The called final strike came after Wilin Rosario struck out swinging in another 3-2 count. It all came with two on base, and it highlighted the Rockies' poor offensive execution, which is undermining the competent pitching they're receiving lately from whomever is on the mound.

"It was a strike," Culberson said. "That's how it goes. [Davis] looked at me a couple times and I said, 'That wasn't toward you.'

"I had a chance to tie the game up and I didn't do it. I was just frustrated."

The Rockies went into Thursday with the NL's best starting pitching ERA since the All-Star break at 2.66. Lefty Pedro Hernandez, whose contract was purchased from Triple-A Colorado Springs earlier in the day, threw 5 2/3 representative innings for Colorado. In fact, until he gave up three runs in the sixth, he was outstanding.

But the strikeouts of Rosario and Culberson brought the Rockies' K total to nine, and ran the count to 50 in the four-game series with the Cubs, who overtook the Rockies for the 14th-best NL record. The Rockies batted .204 with no homers in the series.

The ninth, when the Rockies wasted Nolan Arenado and Justin Morneau singles to open the frame, capped a day in which the Rockies' offense had few chances to execute, and didn't execute when it had the chance. The Rockies -- who own a Majors-worst 17-36 record on the road -- managed one hit in the first six innings against Cubs starter Jake Arrieta (6-2).

Arenado's RBI double with no outs in the seventh cut the deficit to two runs, and there were two on with no outs when Carlos Gonzalez flied to center and Rosario popped out in the infield. Culberson drew a walk, but DJ LeMahieu grounded out to short.

"It's been tough all year for us, getting in those situations where we can get runs," Rosario said. "That's the baseball game.
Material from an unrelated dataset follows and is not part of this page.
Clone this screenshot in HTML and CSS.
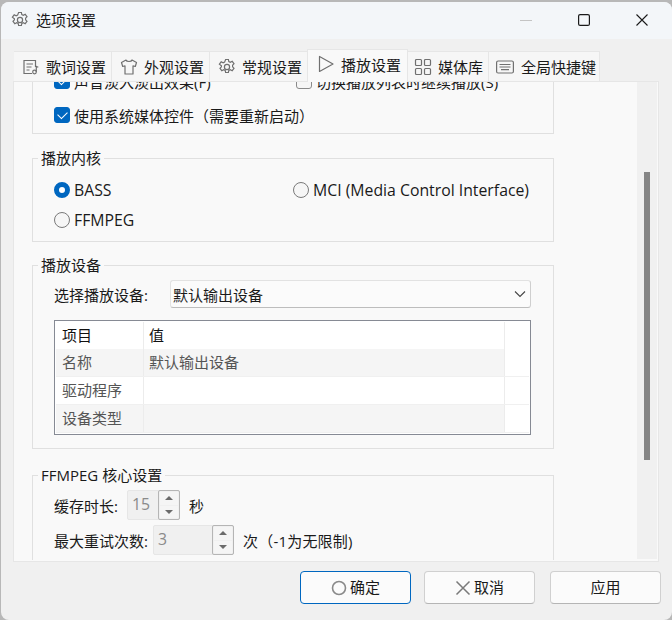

You've got to keep going, get fighting."

Manager Walt Weiss, who touched on the team's offensive struggles in his pregame press conference, said it was not going to be easy in the ninth against Rondon, who earned his 14th save.

"It's not an easy assignment," Weiss said. "Rondon is throwing the ball well and he threw some tough pitches to Culberson. He looks like he's going to be pretty good."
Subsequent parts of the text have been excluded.